Moses in the Wilderness

A bluff overlooking the Mole River.

We stand on a bluff overlooking the largest wildlife refuge in the country of Ghana. Mole (MOH-Lay) National Park unrolls under our feet, soft and green in the rainy season. Life abounds in this savanna wilderness: baboons, warthogs, birds, crocodiles, antelope, and snakes await the curious traveler, as do lions. But we have driven a long and difficult road looking for an even more majestic beast: the African bush elephant (Loxodonta africana).

The African bush elephant is the largest living land animal. Bulls are known to stand up to 13 feet at the shoulder and weigh more than 8 tons (more than a Land Rover!). What makes this mass even more amazing is that it is rigged for speed. The fastest human cannot outrun an elephant.

I ride in the back of our truck with Austin, a dear friend and former student. We look for elephants, try to hang on, and clown just a little. James, Amanda and Isaac ride in the cab. Moses rides shotgun in the truest sense.

After more cruising through muddy roads for an hour or so, we abandon the four-wheeler and follow Moses on foot. Like his namesake, he lays down the law while walking.

“If we are charged,” he cautions soberly in clipped English, “run in a circle. I will shoot the gun.”

Following Moses into the wilderness. Our Moses has dispensed with the wooden staff. He packs a bolt-action antique (.357 caliber?).

I find Moses’s torah ambiguous. If the five of us go running willy-nilly in circles, beseeching divinity in all different manners and means, where will he shoot the gun?  Into the air? Into the elephant? Or into the berserking humans? Maybe all three?

Austin mulls the same problem. He chuckles, “Run in figure eights!”

I suppose the end might appear more elegant that way.

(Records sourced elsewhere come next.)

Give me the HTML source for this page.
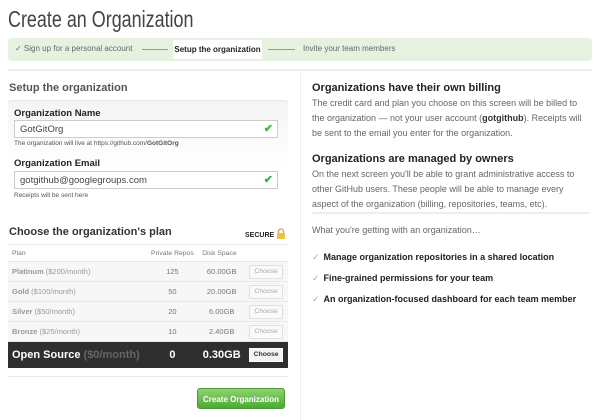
<!DOCTYPE html>
<html><head><meta charset="utf-8"><style>
*{margin:0;padding:0;box-sizing:border-box}
body{width:600px;height:420px;background:#fff;font-family:"Liberation Sans",Arial,sans-serif;color:#333;position:relative;overflow:hidden}
.a{position:absolute;white-space:nowrap}
h1{position:absolute;left:8px;top:6px;font-size:23px;font-weight:normal;color:#444;white-space:nowrap;transform:scaleX(0.78);transform-origin:left}
.bar{position:absolute;left:8px;top:38px;width:584px;height:23px;background:#e6f2df;border-radius:3px;font-size:8px;color:#666}
.cur{position:absolute;left:165px;top:2px;width:89px;height:19px;background:#fff;color:#222;font-weight:bold;font-size:8px;line-height:19px;text-align:center;white-space:nowrap}
.arrow{position:absolute;top:11px;height:1px;background:#999}
.h2{font-size:11px;font-weight:bold;color:#222}
.p{font-size:9px;color:#666;line-height:15px}
.box{position:absolute;left:8px;top:100px;width:280px;height:110px;background:linear-gradient(#f4f4f4,#fff 60%);border-radius:3px;border-top:1px solid #e8e8e8}
.inp{position:absolute;left:14px;width:264px;height:18px;border:1px solid #ccc;background:#fff;font-size:9.5px;color:#444;padding:3px 5px}
.inp b{position:absolute;right:4px;top:1px;color:#3bb43b;font-size:11px}
.lbl{font-size:9.5px;font-weight:bold;color:#222}
.note{font-size:6.5px;color:#555}
table{position:absolute;left:8px;top:244px;width:280px;border-collapse:collapse;font-size:7.5px;color:#999}
td{padding:0 4px;border-top:1px solid #e8e8e8;background:#f7f7f7}
tr.h td{background:#fff;height:17px;color:#777;font-size:6.8px}
tr.r td{height:20px}
td.n{text-align:center;color:#777}
td b{color:#999}
.ch{display:inline-block;width:34px;height:14px;border:1px solid #e0e0e0;background:#fafafa;font-size:6.8px;color:#aaa;line-height:12px;text-align:center}
tr.os td{background:#2f2f2f;height:26px;color:#fff;font-size:11px;font-weight:bold}
tr.os .ch{background:#f3f3f3;color:#333;font-weight:bold;border-color:#fff}
.btn{position:absolute;left:197px;top:388px;width:88px;height:21px;border-radius:3px;background:linear-gradient(#8fd36f,#4ba934);color:#fff;font-size:8px;font-weight:bold;text-align:center;line-height:21px;border:1px solid #4a9a35}
.li{font-size:9px;font-weight:bold;color:#222}
.li i{font-style:normal;color:#aaa;font-weight:normal;margin-right:4px}
</style></head><body>
<h1>Create an Organization</h1>
<div class="bar">
<span class="a" style="left:7px;top:6px">✓ Sign up for a personal account</span>
<div class="arrow" style="left:134px;width:26px"></div>
<div class="cur">Setup the organization</div>
<div class="arrow" style="left:260px;width:27px"></div>
<span class="a" style="left:295px;top:6px">Invite your team members</span>
</div>
<div class="a" style="left:8px;top:69px;width:584px;height:2px;background:#eee"></div>
<div class="a" style="left:300px;top:71px;width:1px;height:349px;background:#eee"></div>

<div class="a" style="left:9px;top:82px;font-size:11px;font-weight:bold;color:#555">Setup the organization</div>
<div class="box"></div>
<div class="a lbl" style="left:14px;top:108px">Organization Name</div>
<div class="inp" style="top:120px">GotGitOrg<b>✔</b></div>
<div class="a note" style="left:14px;top:140px">The organization will live at https://github.com/<b>GotGitOrg</b></div>
<div class="a lbl" style="left:14px;top:158px">Organization Email</div>
<div class="inp" style="top:171px">gotgithub@googlegroups.com<b>✔</b></div>
<div class="a note" style="left:14px;top:192px">Receipts will be sent here</div>

<div class="a" style="left:9px;top:226px;font-size:11px;font-weight:bold;color:#333">Choose the organization's plan</div>
<div class="a" style="left:245px;top:228px;font-size:7px;font-weight:bold;color:#222">SECURE
<svg width="10" height="11" viewBox="0 0 10 11" style="vertical-align:-2px"><path d="M2.5 5V3.5a2.5 2.5 0 0 1 5 0V5" fill="none" stroke="#c9a640" stroke-width="1.3"/><rect x="1" y="5" width="8" height="6" rx="1" fill="#f0c040"/></svg></div>
<table>
<tr class="h"><td>Plan</td><td class="n">Private Repos</td><td class="n" style="text-align:left">Disk Space</td><td></td></tr>
<tr class="r"><td><b>Platinum</b> ($200/month)</td><td class="n">125</td><td class="n">60.00GB</td><td><span class="ch">Choose</span></td></tr>
<tr class="r"><td><b>Gold</b> ($100/month)</td><td class="n">50</td><td class="n">20.00GB</td><td><span class="ch">Choose</span></td></tr>
<tr class="r"><td><b>Silver</b> ($50/month)</td><td class="n">20</td><td class="n">6.00GB</td><td><span class="ch">Choose</span></td></tr>
<tr class="r"><td><b>Bronze</b> ($25/month)</td><td class="n">10</td><td class="n">2.40GB</td><td><span class="ch">Choose</span></td></tr>
<tr class="os"><td>Open Source <span style="color:#666">($0/month)</span></td><td class="n" style="color:#fff">0</td><td class="n" style="color:#fff">0.30GB</td><td><span class="ch">Choose</span></td></tr>
</table>
<div class="a" style="left:8px;top:376px;width:280px;height:1px;background:#e8e8e8"></div>
<div class="btn">Create Organization</div>

<div class="a h2" style="left:312px;top:82px">Organizations have their own billing</div>
<div class="a p" style="left:312px;top:96px">The credit card and plan you choose on this screen will be billed to<br>the organization — not your user account (<b style="color:#333">gotgithub</b>). Receipts will<br>be sent to the email you enter for the organization.</div>
<div class="a h2" style="left:312px;top:153px">Organizations are managed by owners</div>
<div class="a p" style="left:312px;top:167px">On the next screen you'll be able to grant administrative access to<br>other GitHub users. These people will be able to manage every<br>aspect of the organization (billing, repositories, teams, etc).</div>
<div class="a" style="left:312px;top:212px;width:278px;height:2px;background:#eee"></div>
<div class="a p" style="left:312px;top:223px">What you're getting with an organization…</div>
<div class="a li" style="left:312px;top:252px"><i>✓</i>Manage organization repositories in a shared location</div>
<div class="a li" style="left:312px;top:273px"><i>✓</i>Fine-grained permissions for your team</div>
<div class="a li" style="left:312px;top:294px"><i>✓</i>An organization-focused dashboard for each team member</div>
</body></html>
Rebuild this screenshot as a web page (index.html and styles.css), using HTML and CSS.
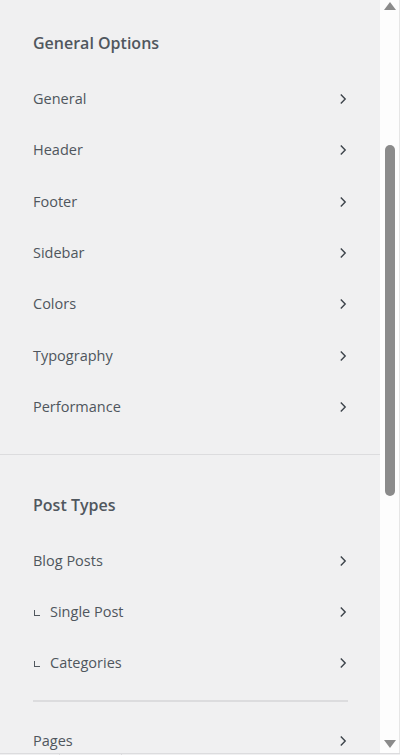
FILE: index.html
```html
<!DOCTYPE html>
<html>
<head>
<meta charset="utf-8">
<link rel="stylesheet" href="styles.css">
</head>
<body>
<div class="frame">
  <div class="main">
    <div class="panel">
      <section class="group first">
        <h3 class="group-title">General Options</h3>
        <ul class="items">
          <li class="item"><span class="label">General</span><svg class="chev" viewBox="0 0 8 12"><path d="M1.8 1.5 L6.2 6 L1.8 10.5"/></svg></li>
          <li class="item"><span class="label">Header</span><svg class="chev" viewBox="0 0 8 12"><path d="M1.8 1.5 L6.2 6 L1.8 10.5"/></svg></li>
          <li class="item"><span class="label">Footer</span><svg class="chev" viewBox="0 0 8 12"><path d="M1.8 1.5 L6.2 6 L1.8 10.5"/></svg></li>
          <li class="item"><span class="label">Sidebar</span><svg class="chev" viewBox="0 0 8 12"><path d="M1.8 1.5 L6.2 6 L1.8 10.5"/></svg></li>
          <li class="item"><span class="label">Colors</span><svg class="chev" viewBox="0 0 8 12"><path d="M1.8 1.5 L6.2 6 L1.8 10.5"/></svg></li>
          <li class="item"><span class="label">Typography</span><svg class="chev" viewBox="0 0 8 12"><path d="M1.8 1.5 L6.2 6 L1.8 10.5"/></svg></li>
          <li class="item"><span class="label">Performance</span><svg class="chev" viewBox="0 0 8 12"><path d="M1.8 1.5 L6.2 6 L1.8 10.5"/></svg></li>
        </ul>
      </section>
      <section class="group second">
        <h3 class="group-title">Post Types</h3>
        <ul class="items">
          <li class="item"><span class="label">Blog Posts</span><svg class="chev" viewBox="0 0 8 12"><path d="M1.8 1.5 L6.2 6 L1.8 10.5"/></svg></li>
          <li class="item sub"><span class="label"><span class="elbow"></span>Single Post</span><svg class="chev" viewBox="0 0 8 12"><path d="M1.8 1.5 L6.2 6 L1.8 10.5"/></svg></li>
          <li class="item sub"><span class="label"><span class="elbow"></span>Categories</span><svg class="chev" viewBox="0 0 8 12"><path d="M1.8 1.5 L6.2 6 L1.8 10.5"/></svg></li>
          <li class="divider"></li>
          <li class="item"><span class="label">Pages</span><svg class="chev" viewBox="0 0 8 12"><path d="M1.8 1.5 L6.2 6 L1.8 10.5"/></svg></li>
        </ul>
      </section>
    </div>
    <div class="scrollbar">
      <span class="arrow up"></span>
      <div class="track"><div class="thumb"></div></div>
      <span class="arrow down"></span>
    </div>
  </div>
  <div class="footer">
    <span class="fbtn first-btn"></span>
    <span class="fbtn second-btn"></span>
    <span class="fbtn rest"></span>
  </div>
</div>
</body>
</html>
```

FILE: styles.css
```css
* { box-sizing: border-box; }
html, body { margin: 0; padding: 0; }
body {
  width: 400px;
  height: 755px;
  overflow: hidden;
  background: #f0f0f1;
  font-family: "Open Sans", "Noto Sans", sans-serif;
  color: #50575e;
}
.frame {
  display: flex;
  flex-direction: column;
  height: 755px;
}
.main {
  display: flex;
  height: 753px;
  flex: none;
}
.panel {
  width: 380px;
  flex: none;
  overflow: hidden;
  background: #f0f0f1;
}
.group { padding: 0 32px 0 33px; }
.group.first { padding-top: 31px; padding-bottom: 21px; border-bottom: 1px solid #dcdcde; }
.group.second { padding-top: 38px; }
.group-title {
  margin: 0 0 18.33px;
  font-size: 16px;
  font-weight: 600;
  line-height: 24px;
  color: #50575e;
}
.items { list-style: none; margin: 0; padding: 0; }
.item {
  height: 51.33px;
  display: flex;
  align-items: center;
  justify-content: space-between;
  font-size: 14.5px;
  line-height: 20px;
  color: #4f565d;
}
.label { display: flex; align-items: center; }
.elbow {
  width: 6px;
  height: 6px;
  border-left: 1px solid #50575e;
  border-bottom: 1px solid #50575e;
  margin: 2px 10px 0 1px;
}
.chev {
  width: 8px;
  height: 12px;
  margin-right: 1px;
  fill: none;
  stroke: #3c434a;
  stroke-width: 1.4;
}
.divider {
  height: 2px;
  background: #dcdcde;
  margin: 11px 0 13px;
}
.scrollbar {
  width: 20px;
  flex: none;
  background: #fdfdfd;
  border-right: 1px solid #e6e6e6;
  display: flex;
  flex-direction: column;
  align-items: center;
  padding-left: 1px;
}
.arrow {
  width: 0; height: 0;
  border-left: 6.5px solid transparent;
  border-right: 6.5px solid transparent;
}
.arrow.up { border-bottom: 8px solid #8b8b8b; margin-top: 2px; }
.arrow.down { border-top: 8px solid #8b8b8b; margin-bottom: 5px; }
.track { flex: 1; width: 100%; display: flex; justify-content: center; }
.thumb {
  width: 10px;
  height: 351px;
  margin-top: 135px;
  background: #8b8b8b;
  border-radius: 5px;
}
.footer {
  height: 2px;
  flex: none;
  display: flex;
  border-top: 1px solid #dcdcde;
  background: #f0f0f1;
}
.fbtn { height: 100%; }
.first-btn { width: 60px; border-right: 1px solid #dcdcde; }
.second-btn { width: 62px; border-right: 1px solid #dcdcde; }
.rest { flex: 1; }
```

Greek combatants in an armored turret on an Indian war elephant. A phalera of the 3rd-2nd century BC. Hermitage Museum, Russia. From wikipedia.org

No one knows for sure when elephantry was first used in battle. The smaller Asian elephant made its debut in the West during the campaigns of Alexander the Great. The larger African elephant proved much more difficult to tame. The Carthaginians likely used the smaller (and now extinct) African forest elephant in their struggles with Rome. Crowned with a mounted turret and archers, the war elephant was certainly the ancient version of heavy armor!

Military history is replete with stories of charging lines of these beasts (sometimes numbering more than 100!). The accounts are terrifying. Tusks and feet would maim and trample fleeing infantrymen. If enraged or wounded, handlers could lose control and the war elephants flattened friend and foe alike.

Isaac and elephant bones on display at the Visitor’s Center. Note the nasal cavity in the center of the “forehead.”

Earlier that morning, we stopped at the park center to examine elephant bones on display. Isaac and James together managed to hoist a skull. A skull of this size is not light! Neither is it familiar. In fact, some have surmised that the Greek legends of the Cyclops, a rock-hurling one-eyed giant, grew out of an early encounter with an elephant skull. The nasal cavity dominates the center of elephant’s forehead, while the smallish eye sockets are less obvious. An imaginative traveler may have seen such a skull and terrified children with his rude tales. You can blame either Homer or Hesiod for that one.

Our own odyssey continues. We wade through a creek wearing rubber boots. A deer bolts across the trail. A lazy crocodile eyeballs us from a muddy pond to our left.

Ahead, Moses finds what he is looking for, and calls us over. It is a small area littered with clods, some old, some new. It is a savanna-sized litter box.

“Elephant?” we chime in unison.

“Yes,” sober Moses answers. “Feces.”

The evacuation of an African bush elephant. Black boot, size 8 (for scale).

I remember something I must have read in a Louis L’Amour novel about sticking a finger in such matter to see how warm it is. I consider throwing the question to our own Moses to get a sense of African tactics, but in the end, decide against it; the humor might not make the cultural leap. Besides, our wilderness guide is already moving on. He is following tracks in the grass. They are the size of large frisbees.